The dataframe or array of features to be passed to the model predict function.

required
y ArrayLike

1D array of shape (n_observations,) containing the target values.

required
features Optional[Union[list, tuple, set, dict]]

Iterable of feature names/indices of features in X. The default None will use all features in X. Can also be a dictionary with lists of feature names/indices as values. The keys of the dictionary are used as feature group names. Example: {"x1": ["x1"], "x2": ["x2"], "size": ["x1", "x2"]}. Passing a dictionary is also useful if you want to represent feature indices of a numpy array as strings.

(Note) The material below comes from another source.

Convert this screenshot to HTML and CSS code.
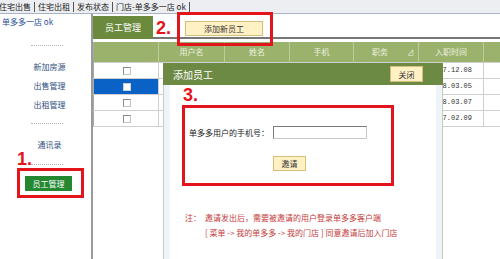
FILE: index.html
```html
<!DOCTYPE html>
<html lang="zh-CN">

<head>
    <meta charset="UTF-8">
    <title>员工管理 - 单多多</title>
    <link rel="stylesheet" href="styles.css">
</head>

<body>
    <div class="topbar">
        <span class="topbar-item first">住宅出售</span>
        <span class="topbar-item">住宅出租</span>
        <span class="topbar-item">发布状态</span>
        <span class="topbar-item">门店-单多多一店 ok</span>
    </div>

    <div class="layout">
        <div class="sidebar">
            <div class="store">单多多一店 ok</div>
            <div class="dots"></div>
            <a class="side-link top">新加房源</a>
            <a class="side-link">出售管理</a>
            <a class="side-link">出租管理</a>
            <div class="dots mid"></div>
            <a class="side-link top">通讯录</a>
            <div class="dots last"></div>
            <div class="side-btn">员工管理</div>
        </div>

        <div class="main">
            <div class="main-head">
                <div class="tab">员工管理</div>
                <div class="toolbar">
                    <button class="yellow-btn add-btn">添加新员工</button>
                </div>
            </div>

            <table class="staff">
                <colgroup>
                    <col style="width:65px">
                    <col style="width:66px">
                    <col style="width:65px">
                    <col style="width:64px">
                    <col style="width:65px">
                    <col style="width:65px">
                    <col style="width:60px">
                </colgroup>
                <tr>
                    <th></th>
                    <th>用户名</th>
                    <th>姓名</th>
                    <th>手机</th>
                    <th class="sort">职务<i class="arrow">⊿</i></th>
                    <th>入职时间</th>
                    <th>帐号</th>
                </tr>
                <tr>
                    <td class="check"><span class="box"></span></td>
                    <td></td><td></td><td></td><td></td>
                    <td class="date">2007.12.08</td>
                    <td></td>
                </tr>
                <tr class="selected">
                    <td class="check"><span class="box"></span></td>
                    <td></td><td></td><td></td><td></td>
                    <td class="date">2008.03.05</td>
                    <td></td>
                </tr>
                <tr>
                    <td class="check"><span class="box"></span></td>
                    <td></td><td></td><td></td><td></td>
                    <td class="date">2008.03.07</td>
                    <td></td>
                </tr>
                <tr>
                    <td class="check"><span class="box"></span></td>
                    <td></td><td></td><td></td><td></td>
                    <td class="date">2007.02.09</td>
                    <td></td>
                </tr>
            </table>

            <!-- popup dialog over the staff list -->
            <div class="dialog">
                <div class="dialog-title">
                    <span>添加员工</span>
                    <button class="yellow-btn close-btn">关闭</button>
                </div>
                <div class="dialog-body">
                    <div class="panel">
                        <div class="field">
                            <label class="field-label">单多多用户的手机号：</label>
                            <input class="field-input" type="text">
                        </div>
                        <button class="yellow-btn invite-btn">邀请</button>
                        <div class="notes">
                            <div class="note-line"><span class="note-label">注：</span>邀请发出后，需要被邀请的用户登录单多多客户端</div>
                            <div class="note-line indent">[ 菜单 -&gt; 我的单多多 -&gt; 我的门店 ] 同意邀请后加入门店</div>
                        </div>
                    </div>
                </div>
            </div>
        </div>
    </div>

    <!-- tutorial annotations -->
    <div class="step step-1">1.</div>
    <div class="mark mark-1"></div>
    <div class="step step-2">2.</div>
    <div class="mark mark-2"></div>
    <div class="step step-3">3.</div>
    <div class="mark mark-3"></div>
</body>

</html>
```

FILE: styles.css
```css
* {
    box-sizing: border-box;
}
body {
    margin: 0;
    width: 500px;
    height: 259px;
    overflow: hidden;
    position: relative;
    background: #fff;
    font-family: "Noto Sans CJK SC", "Liberation Sans", sans-serif;
    font-size: 8px;
    color: #333;
}
.topbar {
    height: 14px;
    display: flex;
    align-items: center;
    background: #eceef1;
    border-bottom: 1px solid #a9b4c2;
    white-space: nowrap;
}
.topbar-item {
    padding: 0 3px;
    line-height: 10px;
    border-right: 1px solid #555;
    color: #222;
}
.topbar-item.first {
    margin-left: -4px;
}
.layout {
    display: flex;
    height: 245px;
}
.sidebar {
    width: 93px;
    flex-shrink: 0;
    border-right: 2px solid #9a9a9a;
}
.store {
    margin-top: 2px;
    padding-left: 2px;
    line-height: 12px;
    color: #2a4f9a;
}
.dots {
    margin: 17px 0 0 31px;
    width: 32px;
    border-top: 1px dotted #b5b5b5;
}
.dots.mid {
    margin-top: 9px;
}
.dots.last {
    margin-top: 10px;
}
.side-link {
    display: block;
    line-height: 19px;
    padding-left: 8px;
    text-align: center;
    color: #2f4f80;
}
.side-link.top {
    margin-top: 11px;
}
.side-btn {
    margin: 11px 0 0 25px;
    width: 47px;
    height: 15px;
    line-height: 15px;
    text-align: center;
    background: #23882f;
    color: #fff;
}
.main {
    flex: 1;
    position: relative;
}
.main-head {
    display: flex;
    height: 25px;
}
.tab {
    width: 60px;
    margin-top: 2px;
    background: #6c8a3e;
    color: #fff;
    font-size: 9px;
    line-height: 23px;
    text-align: center;
}
.toolbar {
    flex: 1;
    border-bottom: 2px solid #777;
}
.yellow-btn {
    padding: 0;
    background: #fff1c4;
    border: 1px solid #d6bf7a;
    color: #333;
    font-family: "Noto Sans CJK SC", sans-serif;
    font-size: 8px;
}
.add-btn {
    margin: 7px 0 0 32px;
    width: 78px;
    height: 15px;
}
.staff {
    margin-top: 3px;
    border-collapse: collapse;
    table-layout: fixed;
    width: 450px;
}
.staff th {
    height: 20px;
    padding: 0;
    background: #9bb26c;
    color: #eef3e2;
    font-weight: normal;
    border-left: 1px solid #bccd9c;
}
.staff th:first-child {
    border-left: 1px solid #a8a8a8;
}
.staff th.sort {
    position: relative;
    padding-right: 12px;
}
.arrow {
    position: absolute;
    right: 4px;
    top: 5px;
    font-style: normal;
    font-size: 7px;
}
.staff td {
    height: 16px;
    padding: 0;
    border: 1px solid #cfcfcf;
}
.staff td:first-child {
    border-left-color: #a8a8a8;
}
.check {
    text-align: center;
}
.box {
    display: inline-block;
    width: 8px;
    height: 8px;
    margin-left: 2px;
    vertical-align: middle;
    background: #fff;
    border: 1px solid #8a8a8a;
    border-right-color: #c4c4c4;
    border-bottom-color: #c4c4c4;
}
.selected .check {
    background: #0b62c6;
}
.selected .box {
    border-color: #d0d0d0;
}
.date {
    text-align: center;
    font-family: "Liberation Mono", monospace;
    font-size: 7px;
    color: #333;
}
.dialog {
    position: absolute;
    left: 70px;
    top: 49px;
    width: 280px;
    bottom: 0;
    display: flex;
    flex-direction: column;
}
.dialog-title {
    height: 22px;
    flex-shrink: 0;
    display: flex;
    align-items: center;
    justify-content: space-between;
    padding: 0 20px 0 10px;
    background: #6d8a45;
    color: #fff;
    font-size: 10px;
}
.close-btn {
    width: 33px;
    height: 16px;
}
.dialog-body {
    flex: 1;
    display: flex;
    padding: 0 6px;
    background: #eef4fa;
    border-left: 1px solid #c4cfbb;
    border-right: 1px solid #c4cfbb;
}
.panel {
    flex: 1;
    padding: 41px 0 0 19px;
    background: #fff;
}
.field {
    display: flex;
    align-items: center;
    height: 13px;
}
.field-label {
    width: 84px;
    color: #222;
}
.field-input {
    width: 94px;
    height: 13px;
    padding: 0;
    background: #fff;
    border: 1px solid #c8c8c8;
    border-top-color: #7a7a7a;
    border-left-color: #7a7a7a;
}
.invite-btn {
    display: block;
    margin: 17px 0 0 84px;
    width: 33px;
    height: 15px;
}
.notes {
    margin: 39px 0 0 -4px;
    color: #c43a3a;
}
.note-line {
    line-height: 15px;
    white-space: nowrap;
}
.note-label {
    display: inline-block;
    width: 20px;
}
.note-line.indent {
    padding-left: 20px;
}
.step {
    position: absolute;
    font: bold 18px/18px "Liberation Sans", sans-serif;
    color: #e3141b;
}
.step-1 {
    left: 17px;
    top: 150px;
}
.step-2 {
    left: 156px;
    top: 19px;
}
.step-3 {
    left: 183px;
    top: 86px;
}
.mark {
    position: absolute;
    border: 3px solid #e3141b;
}
.mark-1 {
    left: 17px;
    top: 168px;
    width: 67px;
    height: 30px;
}
.mark-2 {
    left: 177px;
    top: 12px;
    width: 96px;
    height: 34px;
}
.mark-3 {
    left: 182px;
    top: 105px;
    width: 212px;
    height: 81px;
}
```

Example: {"area": 0, "age": 1}.

None
scoring_function callable

A scoring function with signature roughly fun(y_obs, y_pred, weights) -> float.

SquaredError()
weights array-like of shape (n_obs) or None

Case weights passed to the scoring_function.

None
n_repeats int

Number of times to repeat the permutation for each feature group.

5
n_max int or None

Maximum number of observations used. If the number of observations is greater than n_max, a random subset of size n_max will be drawn from X, y, (and weights). Pass None for no subsampling.

10_000
scoring_orientation str

Direction of scoring function. Use "smaller_is_better" if smaller values are better (e.g., average losses), or "greater_is_better" if greater values are better (e.g., R-squared).

"smaller_is_better"
rng (Generator, int or None)

The random number generator used for shuffling values and for subsampling n_max rows. The input is internally wrapped by np.random.default_rng(rng).

None
max_display int or None

Maximum number of features to display, by default 15. If None, all features are displayed.

15
which str

Should difference or ratio scores be shown? Either "difference" or "ratio".

"difference"
confidence_level float

Confidence level for error bars. If 0, no error bars are plotted. Value must fulfil 0 <= confidence_level < 1. Set to 0.683 to show standard errors.

0.95
ax matplotlib.axes.Axes or plotly Figure

Axes object to draw the plot onto, otherwise uses the current Axes.

None

Returns:

Name Type Description
ax

Either the matplotlib axes or the plotly figure.